With human rights groups and journalists getting ready to mark the anniversary of the brutal murder of Jamal Khashoggi, US President Donald Trump’s son-in-law, Jared Kushner, is expected to attend the Future Investment Initiative in Riyadh, one year after dozens of government officials and business leaders boycotted the high-profile event in protest over the killing of the Saudi Journalist.
Known as “Davos in the Desert”, Kushner is expected to confirm his attendance in the glitzy event, which will be held in the Ritz-Carlton Hotel, where Crown Prince Mohammed Bin Salman imprisoned many of the kingdom’s most wealthy business leaders in 2017, during a crackdown billed as an anti-corruption campaign.
Kushner is expected to attend as part of a broader US delegation, according to the Washington Post which announced the news citing a source familiar with his plans who spoke on the condition of anonymity.
Remembering Jamal Khashoggi: One Year On
The decision is likely to be seen as further sign of the Trump administration’s stalwart support of the crown prince, who the UN believes is responsible for the murder of Khashoggi. A similar conclusion was made by the CIA. Officials in the agency said they had “high confidence” that Bin Salman ordered the killing.

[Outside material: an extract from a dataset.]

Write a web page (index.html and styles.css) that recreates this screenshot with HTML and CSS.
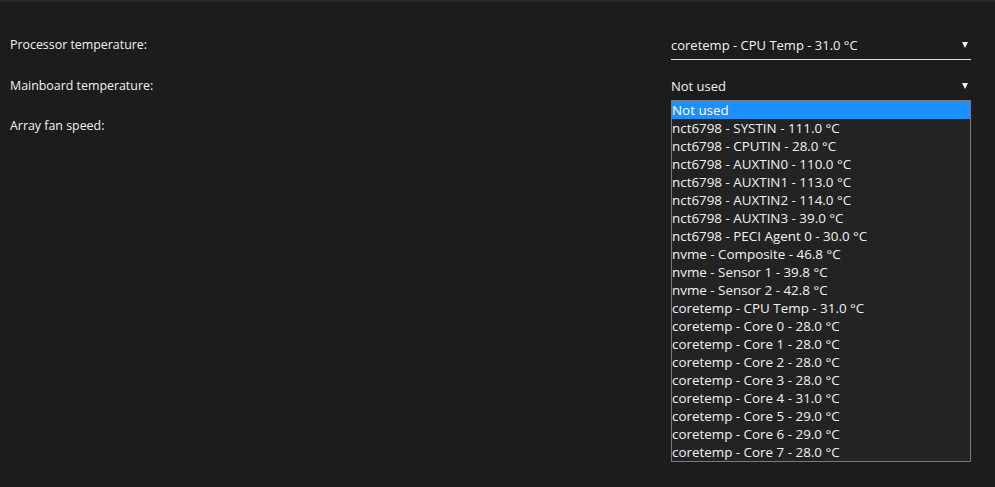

Despite the views of his own intelligence community and the UN, President Trump and his son-in-law Kushner, have led the efforts to rehabilitate the crown prince, known also as MBS.

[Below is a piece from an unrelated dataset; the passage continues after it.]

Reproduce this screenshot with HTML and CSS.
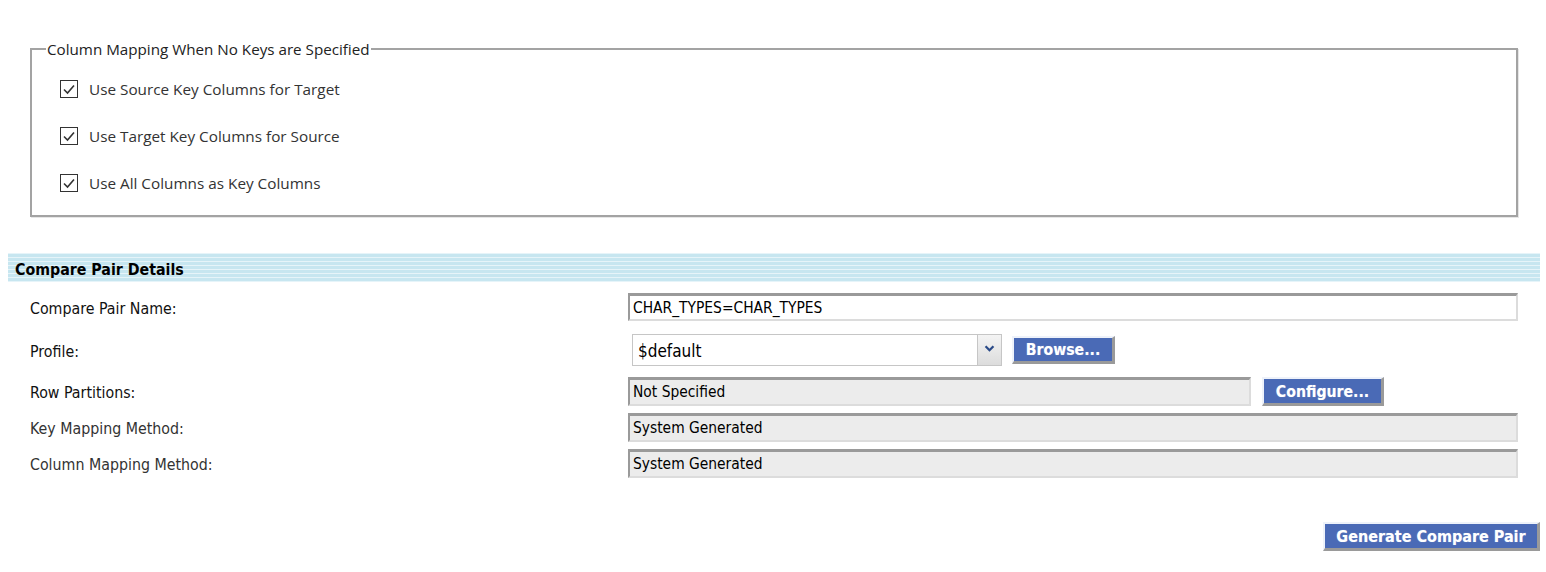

Last year, US Treasury Secretary Steven Mnuchin withdrew from the forum which was held within weeks of Khashoggi’s murder. He was joined by dozens of business heads in the boycott of the Future Investment Initiative, one of Riyadh’s major PR events designed to attract global investors to the kingdom.

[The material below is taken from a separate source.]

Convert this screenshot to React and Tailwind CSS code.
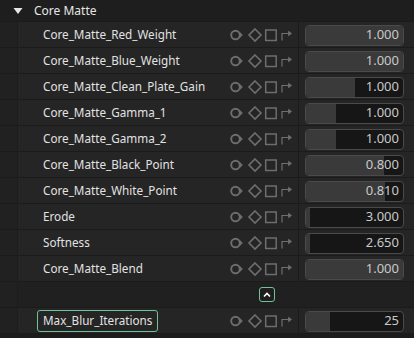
import React from "react";

const rows = [
  { name: "Core_Matte_Red_Weight", value: "1.000", fill: 1 },
  { name: "Core_Matte_Blue_Weight", value: "1.000", fill: 1 },
  { name: "Core_Matte_Clean_Plate_Gain", value: "1.000", fill: 0.5 },
  { name: "Core_Matte_Gamma_1", value: "1.000", fill: 0.31 },
  { name: "Core_Matte_Gamma_2", value: "1.000", fill: 0.31 },
  { name: "Core_Matte_Black_Point", value: "0.800", fill: 0.8 },
  { name: "Core_Matte_White_Point", value: "0.810", fill: 0.81 },
  { name: "Erode", value: "3.000", fill: 0.04 },
  { name: "Softness", value: "2.650", fill: 0.04 },
  { name: "Core_Matte_Blend", value: "1.000", fill: 1 }
];

const font = { fontFamily: "'Noto Sans', 'Open Sans', sans-serif" };

const KeyIcons = () => (
  <svg width="70" height="26" viewBox="0 0 70 26" fill="none" stroke="#6e6e6e" strokeWidth="1.5">
    {/* keyframe circle */}
    <circle cx="7.5" cy="13" r="4.3" strokeWidth="1.9" />
    <path d="M11.8 10.6 L14.4 13 L11.8 15.4 Z" fill="#6e6e6e" strokeWidth="1" />
    {/* diamond */}
    <path d="M27 7 L33 13 L27 19 L21 13 Z" strokeWidth="1.6" />
    {/* square */}
    <rect x="37.7" y="8" width="10.5" height="10.5" />
    {/* arrow */}
    <path d="M54 18.5 V11.5 H62" strokeWidth="1.2" />
    <path d="M60.5 9.3 L63.5 11.5 L60.5 13.7 Z" fill="#6e6e6e" strokeWidth="0.8" />
  </svg>
);

const ValueField = ({ value, fill }) => (
  <div className="relative w-[99px] h-[21px] rounded-[4px] border border-[#4a4a4a] bg-[#161616] overflow-hidden">
    <div className="absolute inset-y-0 left-0 bg-[#3a3a3a]" style={{ width: `${fill * 100}%` }} />
    <div className="relative h-full flex items-center justify-end pr-[4px] text-[13px] text-[#c9c9c9]">
      {value}
    </div>
  </div>
);

const Row = ({ children, value, fill }) => (
  <div className="flex h-[26px] border-b border-[#1b1b1b] bg-[#252525]">
    <div className="w-[18px] shrink-0 bg-[#212121] border-r border-[#1d1d1d]" />
    <div className="w-[210px] shrink-0 flex items-center pl-[25px]">{children}</div>
    <div className="w-[70px] shrink-0 flex items-center">
      <KeyIcons />
    </div>
    <div className="w-px shrink-0 bg-[#1b1b1b]" />
    <div className="flex-1 flex items-center pl-[6px] pt-[1px]">
      <ValueField value={value} fill={fill} />
    </div>
  </div>
);

export default function App() {
  return (
    <div className="w-[414px] h-[338px] bg-[#1c1c1c] overflow-hidden select-none" style={font}>
      <div className="h-[22px] flex items-center bg-[#1e1e1e] border-b border-[#1b1b1b]">
        <svg width="10" height="8" viewBox="0 0 10 8" className="ml-[13px]">
          <path d="M0.5 1 H9.5 L5 7 Z" fill="#e6e6e6" />
        </svg>
        <span className="ml-[11px] text-[12px] text-[#e6e6e6]">Core Matte</span>
      </div>
      {rows.map((r) => (
        <Row key={r.name} value={r.value} fill={r.fill}>
          <span className="text-[11.7px] text-[#e2e2e2] whitespace-nowrap">{r.name}</span>
        </Row>
      ))}
      <div className="flex h-[26px] border-b border-[#1b1b1b] bg-[#202020]">
        <div className="w-[18px] shrink-0 bg-[#212121] border-r border-[#1d1d1d]" />
        <div className="w-[241px] shrink-0" />
        <div className="flex items-center">
          <button className="w-[16px] h-[15px] rounded-[3px] border border-[#6fc29a] bg-[#1e1e1e] flex items-center justify-center">
            <svg width="8" height="6" viewBox="0 0 8 6">
              <path d="M1 4.5 L4 1.5 L7 4.5" stroke="#ffffff" strokeWidth="1.6" fill="none" />
            </svg>
          </button>
        </div>
      </div>
      <Row value="25" fill={0.25}>
        <span className="-ml-[6px] h-[22px] px-[5px] flex items-center rounded-[3px] border border-[#6fc29a] text-[11.7px] text-[#e2e2e2] whitespace-nowrap">
          Max_Blur_Iterations
        </span>
      </Row>
    </div>
  );
}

With the Saudis denying any knowledge of the initial disappearance and killing of Khashoggi during the weeks leading up to the forum, the moral radar of business leaders was tested to the limit. Senior ministers from Britain and France pulled out of the event along with chief executives or chairmen of about a dozen big financial firms such as JP Morgan Chase and HSBC, and International Monetary Fund chief Christine Lagarde.